Louis XIV, the Sun King (Nick Jones) said...

Am I right in thinking you're in Mumbai, Prashant? I know that historically comics have been pretty big in India, but what's the comics industry like over there these days?

Prashant C. Trikannad said...

Nick, you're right, I'm in Mumbai. Historically, Indian scriptures and temples have drawings, carvings, and illustrations that tell mythological stories. In modern times, we have comics in several Indian languages including the most famous comic-book series in English called Amar Chitra Katha (Immortal Pictures Stories) that retold stories from Indian epics, historical events, fables and folklore, and culture and religion. However, our comics industry is a dot compared to the American one. In the past Indian enterprises have tied up with US comic-book publishers and brought many western heroes and superheroes to comics buffs here. The Phantom, Mandrake the Magician, Rip Kirby, Flash Gordon, Buz Sawyer, Darth, and Kerry Drake were some of the most famous examples. Hardly anybody reads comics these days. Graphic novels are quite expensive. People are surprised when they see me reading comics on my tab during my office commute.

Louis XIV, the Sun King (Nick Jones) said...

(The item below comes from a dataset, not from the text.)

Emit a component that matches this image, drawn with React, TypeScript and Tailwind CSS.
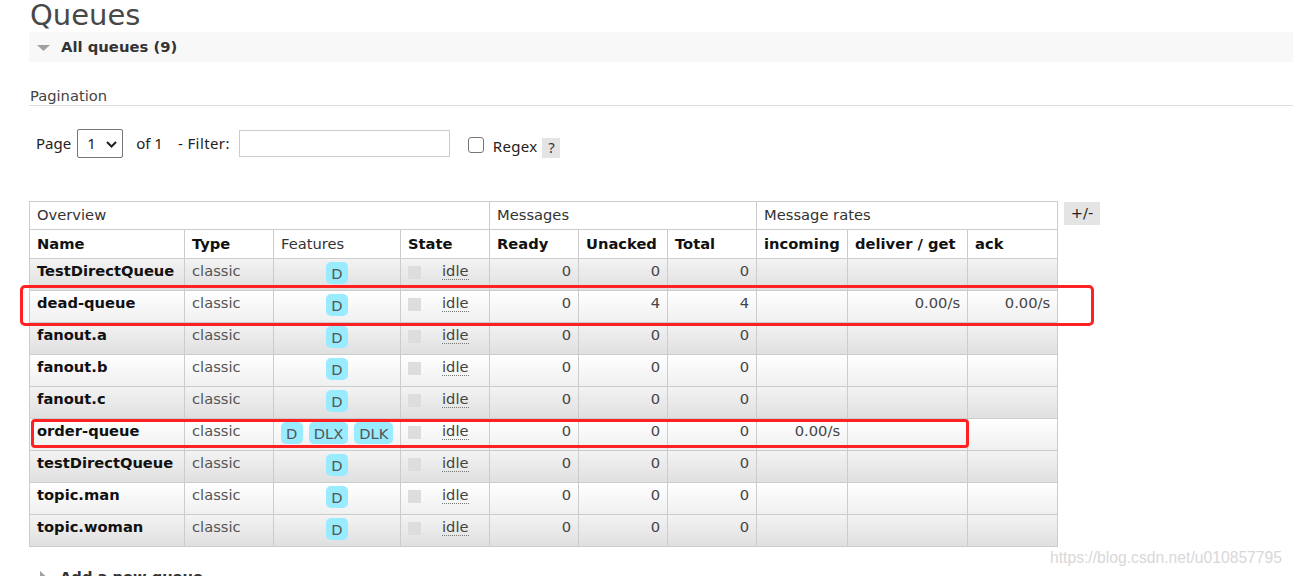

I'd guess seeing people reading graphic novels or comics on the tube or train here is still pretty unusual too. Not that I'd know for sure: these days I walk to work! Thank you for the info about Indian comics, very interesting. I've come across Amar Chitra Katha comics before, when I edited a book called Comic Art Propaganda by Fredrik Stromberg – there's a section on ACK in there.